Fiducia è sinonimo di sport per Xavier Jacobelli, direttore di Tuttosport insignito del collare d’oro Coni per la sua dedizione sportiva. La sua vale tutta una vita giornalistica, dal primo, imperativo consiglio ricevuto da Indro Montanelli - «scrivi come mangi!» - all’incontro con Nelson Mandela nel 1993 al seguito del Milan, in finale con gli Orlando Pirates. Ma fiducia significa anche guardare oltre lo scandalo, e il riferimento va alla triste vicenda di Alex Schwazer, assolto per doping ma penalizzato da un mondo sportivo che Jacobelli non esitò a biasimare per l’assenza di garantismo. Pensieri tradotti in parole che possono scaturire solo dalla mente di chi trova nelle vite dello sport italiano feritoie che guardano al mondo reale, dove mai nulla è pura luce, ma spesso un intreccio di ombre. Per questo, Jacobelli in occasione del Salone del Libro chiede di puntare alla letteratura sportiva, l’unico argine a una narrazione che diventa uno stortytelling spesso dettato da sole regole di mercato e marketing.
Direttore, oggi lo sport è ancora calcio-centrico?
Direi di no.
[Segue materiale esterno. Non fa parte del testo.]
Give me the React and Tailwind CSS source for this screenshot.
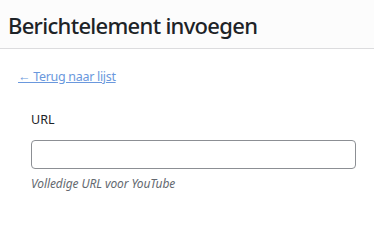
export default function App() {
  return (
    <div className="w-[374px] h-[212px] bg-white overflow-hidden font-['Noto_Sans',sans-serif] text-[#1d2327]">
      <header className="h-[49px] bg-[#fcfcfc] border-b border-[#dcdcde] flex items-center px-[8px]">
        <h1 className="text-[22px] leading-none font-medium tracking-[-0.7px] pt-[2px]">Berichtelement invoegen</h1>
      </header>
      <div className="px-[18px] pt-[14px]">
        <a href="#" className="text-[12.5px] leading-[18px] text-[#6a98dd] underline tracking-[-0.3px]">
          ← Terug naar lijst
        </a>
        <div className="pl-[13px] pt-[24px]">
          <label className="block text-[12.5px] leading-[18px]">URL</label>
          <input type="text" className="mt-[11px] block w-full h-[29px] rounded-[4px] border border-[#8c8f94] bg-white" />
          <p className="mt-[7px] text-[12px] leading-[16px] italic text-[#646970] tracking-[-0.1px]">Volledige URL voor YouTube</p>
        </div>
      </div>
    </div>
  );
}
Ci siamo appena lasciati alle spalle l’avventura delle Olimpiadi e delle Paralimpiadi, chiudendo con Colbrelli che vince la Parigi-Roubaix. Sarebbe sciocco non ammettere che il nostro è un Paese dove il calcio è uno sport seguitissimo. Ma dipende dalle scelte editoriali. Basta guardare all’effetto Olimpiadi/Paralimpiadi: grazie a queste iniziative c’è stato un cambiamento di qualità nella considerazione degli atleti, soprattutto paralimpici. Pochi giorni fa, ricevendo il collare d’oro, ho visto sul palco Moser, Saronni, Argentin, Bugno, Basso: i racconti di questi straordinari personaggi del ciclismo ti fanno capire perché questo è tra gli sport più amati dagli italiani, e non c’è solo il calcio.
Tuttosport punta da tempo sulla letteratura sportiva. Oggi non si rischia l’assenza delle nostre firme più belle, perché la narrazione viene fatta dagli stessi sportivi sui social?
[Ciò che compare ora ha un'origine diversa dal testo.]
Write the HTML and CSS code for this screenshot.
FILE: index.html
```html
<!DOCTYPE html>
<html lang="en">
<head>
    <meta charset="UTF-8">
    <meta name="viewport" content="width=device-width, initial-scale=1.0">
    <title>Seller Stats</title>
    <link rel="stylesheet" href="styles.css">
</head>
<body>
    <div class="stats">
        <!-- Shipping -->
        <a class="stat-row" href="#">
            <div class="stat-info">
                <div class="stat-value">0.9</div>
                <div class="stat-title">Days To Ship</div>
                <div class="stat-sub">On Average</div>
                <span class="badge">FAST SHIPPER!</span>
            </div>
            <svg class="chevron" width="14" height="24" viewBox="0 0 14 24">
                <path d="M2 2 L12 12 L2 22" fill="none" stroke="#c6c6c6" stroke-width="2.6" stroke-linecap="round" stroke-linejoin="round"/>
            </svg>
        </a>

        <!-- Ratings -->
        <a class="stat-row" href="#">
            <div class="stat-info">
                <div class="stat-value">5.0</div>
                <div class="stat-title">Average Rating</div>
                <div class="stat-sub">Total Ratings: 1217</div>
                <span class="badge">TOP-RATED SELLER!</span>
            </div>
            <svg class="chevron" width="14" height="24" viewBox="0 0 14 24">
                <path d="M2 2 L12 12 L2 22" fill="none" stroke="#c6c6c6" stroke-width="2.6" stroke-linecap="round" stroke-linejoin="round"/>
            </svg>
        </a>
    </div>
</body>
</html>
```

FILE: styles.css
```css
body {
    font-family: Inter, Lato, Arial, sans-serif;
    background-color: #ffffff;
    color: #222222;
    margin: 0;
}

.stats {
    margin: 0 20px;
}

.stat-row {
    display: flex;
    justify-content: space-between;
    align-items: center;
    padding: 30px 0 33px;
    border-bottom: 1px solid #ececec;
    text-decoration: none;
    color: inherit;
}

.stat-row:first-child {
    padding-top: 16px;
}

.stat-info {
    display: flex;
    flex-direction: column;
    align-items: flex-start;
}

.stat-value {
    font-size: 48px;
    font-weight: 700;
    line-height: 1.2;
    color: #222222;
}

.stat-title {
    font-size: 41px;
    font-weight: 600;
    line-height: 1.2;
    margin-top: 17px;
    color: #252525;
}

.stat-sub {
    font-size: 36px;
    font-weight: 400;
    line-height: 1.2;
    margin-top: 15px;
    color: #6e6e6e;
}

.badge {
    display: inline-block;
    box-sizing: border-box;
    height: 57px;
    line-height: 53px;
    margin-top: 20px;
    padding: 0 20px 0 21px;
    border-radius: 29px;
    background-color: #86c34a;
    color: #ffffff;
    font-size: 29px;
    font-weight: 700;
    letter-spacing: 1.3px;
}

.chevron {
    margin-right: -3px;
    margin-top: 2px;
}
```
Nella narrativa sportiva, è vero che il ruolo di intermediazione che il giornale e la radio hanno avuto in passato nei confronti dei lettori che volevano sapere del campione o della campionessa. Tutto questo rapporto è saltato con Instagram – il signor Ronaldo ha mezzo miliardo di follower. Ma credo ancora di più nel ruolo della narrativa sportiva. Se ripenso a quando 15 anni fa misi piede sul web come direttore di Quotidiano.net, sembra Mesozoico senza i social. Oggi la rivoluzione è permanente e la vitalità della narrativa sportiva italiana resta qualcosa di straordinario.
Eppure, non c’è il rischio che oggi il racconto tecnico lasci spazio al gossip?
È tutta una questione di qualità. Non mi piace un’informazione gossippara, che se parla di Serena Williams racconte del numero di scarpe che porta o della sua linea di abbigliamento. Purtroppo c’è una tendenza a soffermarsi sui particolari che a volte sono irrilevanti. Ma qui è una questione di scelte. E poi, i giornalisti devono avere tantissima passione. Internet è un formidabile strumento di democrazia, ma poi dipende dall’uso che se ne fa: mi riferisco al propagare delle fake news, per esempio. Per questo, a chi desidera fare questo mestiere dico: cambiano gli strumenti ma quello che resta immutabile in questo mestiere anomalo, atipico, soprattutto se ti occupi di sport, è la passione. Tutto poi viene da sé: se non fossi andato al seguito del Milan nel 1993 in Sudafrica non avrei conosciuto Mandela. Bisogna insistere e resistere.